La casa di legno brucia nel cuore della notte e la piccola Aurora non viene più trovata. Serena è padrona del suo destino, e nessuno è suo padrone. Ma dopo l’incendio allo chalet tutto cambia, e Serena inizia a precipitare nel peggiore dei sogni. E se l’istinto materno che lei ha sempre negato fosse più forte del fuoco, del destino, di qualsiasi cosa nell’universo?
L’educazione delle farfalle (edito da Longanesi) è l’ultimo thriller di Donato Carrisi che tiene incollati alle pagine, e che ha come protagonista secondaria (ma non troppo) la montagna.
La casa di legno brucia nel cuore della notte. Lingue di fuoco illuminano la vallata fra le montagne. Nel silenzio della neve che cade si sente solo il ruggito del fuoco. E quando la casa di legno crolla, restano soltanto i sussurri impauriti di chi è riuscito a fuggire in tempo.
Ma qualcosa non è come dovrebbe essere. I conti non tornano. E il destino si rivela terribilmente crudele nei confronti di una madre: Serena. Se c’è una parola con cui Serena non avrebbe mai pensato di identificarsi è proprio la parola “madre”. Lei è lo “squalo biondo”, una broker agguerrita e di successo nel mondo dell’alta finanza. Lei è padrona del suo destino, e nessuno è suo padrone.
Ma dopo l’incendio allo chalet tutto cambia, e Serena inizia a precipitare nel peggiore dei sogni. E se l’istinto materno che lei ha sempre negato fosse più forte del fuoco, del destino, di qualsiasi cosa nell’universo? E se davvero ci accorgessimo di amare profondamente qualcuno soltanto quando ci appare perduto per sempre?
Tra le molteplici qualità della scrittura di Donato Carrisi, una spicca distintamente tra le altre: l’abilità nell’erigere una struttura puramente cinematografica, a cui fanno da sfondo le misteriose e impenetrabili montagne di Vion.
Ogni pagina consente un’immediata lettura filmica della vicenda, dal ritmo dei dialoghi fino alla vivida descrizione scenografica degli ambienti, caratterizzati con la stessa cura con cui sono presentati i protagonisti, il reale punto forte di ogni romanzo di Carrisi.
Questa connotazione cinematografica aiuta il lettore a immergersi appieno nelle scene, come se le stesse guardando su uno schermo. Connotazione evidente soprattutto nelle descrizioni dei panorami, dei boschi e del paese di Vion; luoghi a cui viene data vita attraverso la scrittura di Carrisi e che, ancor più dei personaggi, sembra di avere davanti agli occhi.
Anche stavolta incontriamo personaggi indelebili, gli outcast un po’ sopra le righe che popolano ogni buon thriller, anime nere in lotta prima di tutto con sé stesse e poi con il resto del mondo, contraddistinte da quel lugubre fascino noir che al tempo stesso funge sia da elemento repulsivo che da magnete, una promessa mantenuta in quest’opera dal personaggio di Adone Sterli, a nostro avviso una delle figure più affascinanti descritte da Carrisi.
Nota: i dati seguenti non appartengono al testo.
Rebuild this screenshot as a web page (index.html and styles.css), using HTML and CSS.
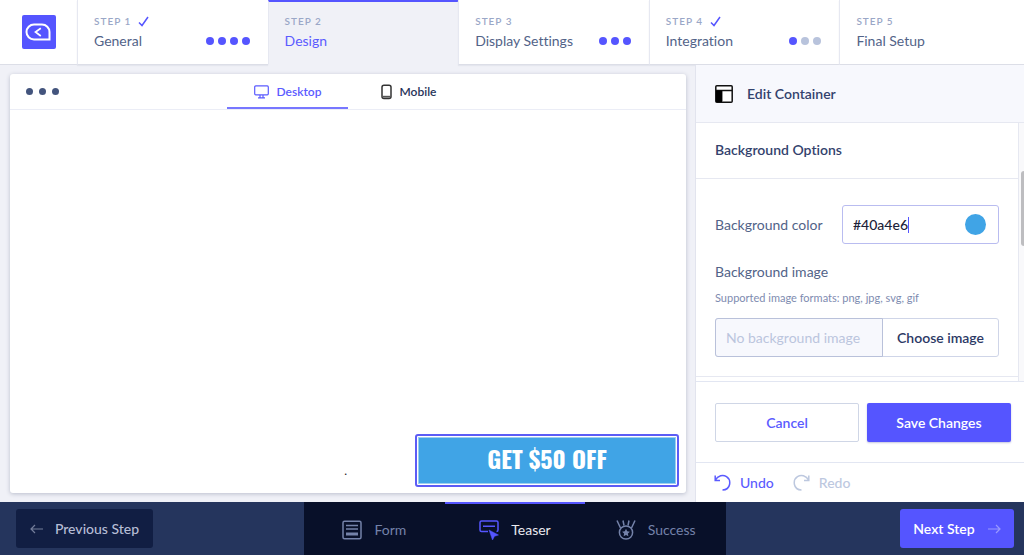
FILE: index.html
```
<!DOCTYPE html>
<html lang="en">
<head>
<meta charset="utf-8">
<meta name="viewport" content="width=device-width, initial-scale=1">
<title>Campaign editor</title>
<link rel="stylesheet" href="styles.css">
</head>
<body>
<div class="app">
  <header class="steps">
    <a class="brand" href="#" aria-label="Home">
      <svg width="34" height="34" viewBox="0 0 34 34"><rect width="34" height="34" rx="2" fill="#5555ff"/><path d="M12 9.500H20A7.500 7.500 0 0 1 27.500 17V24.500H12A7.500 7.500 0 0 1 12 9.500Z" fill="none" stroke="#fff" stroke-width="2"/><path d="M18.800 13.200L13.500 17l5.300 4" fill="none" stroke="#fff" stroke-width="1.700"/></svg>
    </a>
    <a class="step" href="#">
      <span class="step-no">STEP 1 <svg class="check" width="11" height="11" viewBox="0 0 11 11"><path d="M1 6.500L4 9.500L10 1"/></svg></span>
      <span class="step-name">General</span>
      <span class="dots"><i></i><i></i><i></i><i></i></span>
    </a>
    <a class="step step-active" href="#" aria-current="step">
      <span class="step-no">STEP 2</span>
      <span class="step-name">Design</span>
    </a>
    <a class="step" href="#">
      <span class="step-no">STEP 3</span>
      <span class="step-name">Display Settings</span>
      <span class="dots"><i></i><i></i><i></i></span>
    </a>
    <a class="step" href="#">
      <span class="step-no">STEP 4 <svg class="check" width="11" height="11" viewBox="0 0 11 11"><path d="M1 6.500L4 9.500L10 1"/></svg></span>
      <span class="step-name">Integration</span>
      <span class="dots"><i></i><i class="off"></i><i class="off"></i></span>
    </a>
    <a class="step" href="#">
      <span class="step-no">STEP 5</span>
      <span class="step-name">Final Setup</span>
    </a>
  </header>

  <main class="workspace">
    <section class="preview">
      <div class="preview-bar">
        <span class="window-dots"><i></i><i></i><i></i></span>
        <button class="device device-active" type="button"><svg width="15" height="14" viewBox="0 0 15 14" fill="none" stroke="currentColor" stroke-width="1.200"><rect x=".700" y=".900" width="13.600" height="8.900" rx="1"/><path d="M6 10v2.500M9 10v2.500M4 12.900h7"/></svg>Desktop</button>
        <button class="device" type="button"><svg width="11" height="16" viewBox="0 0 11 16" fill="none" stroke="#333" stroke-width="1.500"><rect x="1" y="1.200" width="9" height="13.300" rx="2"/><path d="M1.500 12.700h8" stroke="#555" stroke-width="1.800"/></svg>Mobile</button>
      </div>
      <div class="canvas">
        <span class="speck">.</span>
        <div class="teaser"><div class="teaser-body">GET $50 OFF</div></div>
      </div>
    </section>

    <aside class="panel">
      <div class="panel-head">
        <svg width="18" height="18" viewBox="0 0 18 18"><rect x=".800" y=".800" width="16.400" height="16.400" rx="1" fill="#fff" stroke="#111" stroke-width="1.500"/><path d="M1 5.500h16M6.800 5.500v11" stroke="#111" stroke-width="1.300"/><path d="M1 5.500h6v11.500H1z" fill="#000"/></svg>
        <h1>Edit Container</h1>
      </div>
      <div class="panel-scroll">
        <div class="options">
          <h2>Background Options</h2>
          <form class="fields">
            <div class="color-row">
              <label for="color">Background color</label>
              <div class="color-field"><input id="color" type="text" value="#40a4e6" size="7"><span class="caret"></span><button class="swatch" type="button" aria-label="Pick color"></button></div>
            </div>
            <label class="image-label" for="image">Background image</label>
            <p class="hint">Supported image formats: png, jpg, svg, gif</p>
            <div class="image-row">
              <input id="image" type="text" placeholder="No background image" readonly>
              <button type="button">Choose image</button>
            </div>
          </form>
        </div>
        <span class="thumb"></span>
      </div>
      <div class="actions">
        <button class="cancel" type="button">Cancel</button>
        <button class="save" type="button">Save Changes</button>
      </div>
      <div class="history">
        <button type="button"><svg width="17" height="17" viewBox="0 0 17 17" fill="none" stroke="currentColor" stroke-width="1.500"><path d="M1.200 1.500V6.500H6M1.200 6.200C4 1.500 9 .300 12.500 2.700C17.500 6 17 15.800 8.500 16"/></svg>Undo</button>
        <button type="button" disabled><svg width="17" height="17" viewBox="0 0 17 17" fill="none" stroke="currentColor" stroke-width="1.500"><path d="M15.800 1.500V6.500H11M15.800 6.200C13 1.500 8 .300 4.500 2.700C-.500 6 0 15.800 8.500 16"/></svg>Redo</button>
      </div>
    </aside>
  </main>

  <footer class="bottom">
    <div class="side"><button class="prev" type="button"><svg width="14" height="10" viewBox="0 0 14 10"><path d="M13 5H1M5 1L1 5l4 4"/></svg>Previous Step</button></div>
    <nav class="views">
      <a href="#"><svg width="20" height="20" viewBox="0 0 20 20" fill="none" stroke="currentColor" stroke-width="1.500"><rect x="1" y="1.300" width="18" height="17.400" rx="1.500"/><path d="M4 5.500h12M4 9h12"/><path d="M4 14h12" stroke-width="3"/></svg>Form</a>
      <a class="current" href="#"><svg width="20" height="20" viewBox="0 0 20 20"><path d="M9 11.500H2.500Q1 11.500 1 10V2.500Q1 1 2.500 1H17.500Q19 1 19 2.500V10Q19 11.500 17.500 11.500M4 6.300h12" fill="none" stroke="#5555ff" stroke-width="1.500"/><path d="M10 10L19.500 15L15.500 16.300L13.500 20Z" fill="#5555ff" stroke="#5555ff" stroke-width=".500"/></svg>Teaser</a>
      <a href="#"><svg width="20" height="20" viewBox="0 0 20 20" fill="none" stroke="currentColor" stroke-width="1.500"><circle cx="10" cy="12.500" r="6.600"/><path d="M1 .500L4.500 8M7 .500L8 5.500M13 .500L12 5.500M19 .500L15.500 8"/><path d="M10 8.800l1.200 2.500 2.700.400-2 1.900.500 2.700-2.400-1.300-2.400 1.300.500-2.700-2-1.900 2.700-.400z" fill="currentColor" stroke="none"/></svg>Success</a>
    </nav>
    <div class="side side-end"><button class="next" type="button">Next Step<svg width="14" height="10" viewBox="0 0 14 10"><path d="M1 5h12M9 1l4 4-4 4"/></svg></button></div>
  </footer>
</div>
</body>
</html>
```
FILE: styles.css
```
* { box-sizing: border-box; }
body { margin: 0; font: 14px/20px Lato, "Liberation Sans", sans-serif; font-variant-ligatures: none; color: #526388; background: #f0f1f7; }
button, input { font: inherit; color: inherit; margin: 0; }
button { border: 0; background: none; padding: 0; cursor: pointer; }
a { color: inherit; text-decoration: none; }
svg { flex: none; display: block; }
.app { display: flex; flex-direction: column; height: 100vh; overflow: hidden; }

.steps { display: grid; grid-template-columns: 77px repeat(4, 191fr) 185fr; height: 65px; flex: none; }
.brand { display: flex; align-items: center; justify-content: center; background: #fff; border-bottom: 1px solid #dcdee7; }
.step { display: grid; grid-template-columns: 1fr auto; align-content: start; padding: 11px 18px 0 16px; background: #fff; border-left: 1px solid #e6e8f1; border-bottom: 1px solid #dcdee7; box-shadow: 0 1px 1px #e4e6ee; }
.step-no { grid-column: 1 / -1; display: flex; align-items: center; gap: 7px; font-size: 10px; letter-spacing: 1px; color: #9aa7c7; font-weight: 600; }
.step-name { white-space: nowrap; }
.check { fill: none; stroke: #5555ff; stroke-width: 1.5; }
.step-active { background: #f0f1f7; border-top: 2px solid #5555ff; border-bottom-color: #f0f1f7; box-shadow: none; padding-top: 9px; }
.step-active .step-name { color: #5b5bff; }
.dots { display: flex; align-items: center; gap: 4px; }
.dots i { width: 8px; height: 8px; border-radius: 50%; background: #5555ff; }
.dots .off { background: #b8c3dc; }

.workspace { flex: 1; min-height: 0; display: grid; grid-template-columns: 1fr 329px; }
.preview { margin: 9px 9px 9px 10px; background: #fff; border-radius: 3px; box-shadow: 0 1px 4px #b9bdcc; display: flex; flex-direction: column; }
.preview-bar { height: 36px; border-bottom: 1px solid #ebedf6; display: flex; padding-left: 16px; }
.window-dots { display: flex; align-items: center; gap: 6px; width: 201px; }
.window-dots i { width: 7px; height: 7px; border-radius: 50%; background: #43547d; }
.device { display: flex; align-items: center; justify-content: center; gap: 8px; width: 121px; padding-top: 2px; font-size: 12px; font-weight: 600; color: #273459; border-bottom: 2px solid transparent; }
.device-active { color: #5b5bff; border-color: #7777ff; }
.canvas { flex: 1; display: flex; align-items: flex-end; justify-content: flex-end; gap: 68px; padding: 0 7px 6px; }
.speck { height: 26px; color: #222; font-size: 12px; }
.teaser { width: 264px; padding: 1px; border: 2px solid #5c5cf5; border-radius: 3px; }
.teaser-body { padding-bottom: 4px; border: 1px solid #9dcef0; background: #40a4e6; color: #fff; text-align: center; font: bold 24px/41px Oswald, "Roboto Condensed", "Liberation Sans", sans-serif; }

.panel { background: #fff; border-left: 1px solid #e2e4ee; display: flex; flex-direction: column; min-height: 0; }
.panel-head { height: 58px; flex: none; display: flex; align-items: center; gap: 14px; padding-left: 19px; background: #f7f8fd; border-bottom: 1px solid #e6e8f1; }
h1, h2 { margin: 0; font-size: 14px; line-height: 20px; font-weight: 600; color: #33426d; }
.panel-scroll { flex: 1; min-height: 0; position: relative; overflow: hidden; padding-right: 5px; background: #f9f9fb; }
.options { background: #fff; border-right: 1px solid #e6e8f1; height: 100%; }
h2 { padding: 17px 19px 18px; border-bottom: 1px solid #e6e8f1; }
.fields { padding: 26px 19px 19px; border-bottom: 1px solid #e6e8f1; }
.color-row { display: flex; align-items: center; justify-content: space-between; margin-bottom: 18px; }
.color-field { display: flex; align-items: center; width: 157px; height: 39px; padding: 0 12px 0 10px; border: 1px solid #b9bcf0; border-radius: 3px; color: #1c2238; font-weight: 500; }
.color-field input { border: 0; outline: 0; padding: 0; background: none; width: 55px; }
.caret { width: 1px; height: 16px; background: #5555ff; }
.swatch { width: 21px; height: 21px; border-radius: 50%; background: #40a4e6; margin-left: auto; }
.image-label { display: block; }
.hint { margin: 7px 0 11px; font-size: 11px; line-height: 18px; color: #7e8bb0; }
.image-row { display: flex; height: 39px; border: 1px solid #cfd5e8; border-radius: 3px; }
.image-row input { flex: 1; min-width: 0; padding: 0 10px; margin: -1px 0 -1px -1px; background: #f7f8fd; border: 1px solid #b9c1da; border-radius: 3px 0 0 3px; outline: 0; }
.image-row input::placeholder { color: #bbc5dd; opacity: 1; }
.image-row button { width: 115px; font-weight: 600; color: #2c3965; }
.thumb { position: absolute; right: 0; top: 48px; width: 3px; height: 75px; border-radius: 3px 0 0 3px; background: #bdbdc0; }
.actions { flex: none; display: grid; grid-template-columns: 1fr 1fr; gap: 8px; padding: 21px 13px 20px 19px; border-top: 1px solid #e2e6f2; border-bottom: 1px solid #e2e6f2; }
.actions button { height: 39px; border-radius: 2px; font-weight: 600; }
.actions .cancel { border: 1px solid #cfd6e6; color: #5b5bff; }
.actions .save { background: #5555ff; color: #fff; box-shadow: 0 1px 2px #c4c6df; }
.history { flex: none; height: 39px; display: flex; align-items: center; gap: 19px; padding: 0 19px 0 18px; }
.history button { display: flex; align-items: center; gap: 9px; color: #5b5bff; font-weight: 500; }
.history button:disabled { color: #bdc8df; }

.bottom { flex: none; height: 53px; display: grid; grid-template-columns: 304fr 422px 298fr; background: #25355d; }
.side { display: flex; align-items: center; padding: 0 10px 0 16px; }
.side-end { justify-content: flex-end; }
.side button { display: flex; align-items: center; justify-content: center; height: 39px; border-radius: 3px; font-weight: 500; }
.side svg { fill: none; stroke: currentColor; stroke-width: 1.2; opacity: .6; }
.side .prev { width: 137px; gap: 11px; background: #111e43; color: #b6bdd5; }
.side .next { width: 114px; gap: 12px; background: #5555ff; color: #fff; font-weight: 600; }
.side .next svg { opacity: .4; }
.views { display: grid; grid-template-columns: repeat(3, 1fr); background: #081029; }
.views a { display: flex; align-items: center; justify-content: center; gap: 12px; color: #7482a9; border-top: 2px solid transparent; }
.views .current { color: #e8e9ef; border-color: #5555ff; }
```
Serena invece può apparire la caricatura di una donna moderna, spietata, anaffettiva e senza alcun istinto materno, ed è forse l’intenzione di Carrisi di dipingerla inizialmente in questa forma, caricandone i difetti. Tuttavia, ciò consente all’autore di imporre un graduale cambio di rotta alla caratterizzazione del personaggio nella seconda parte del romanzo.
Dalla scomparsa di Aurora, il romanzo cambia quindi registro e diventa un thriller psicologico, in cui il centro focale della vicenda, oltre all’immancabile “chi è stato” imposto dal genere, diventa la formazione di un istinto materno emerso nella protagonista solo dopo la scomparsa del naturale recettore del sentimento, la figlia accettata con riluttanza e che ora si trova disperatamente a inseguire, sia per salvarla da un destino infausto, sia per educare se stessa, come il titolo suggerisce, al ruolo che non ha mai esercitato fino in fondo, quello della madre.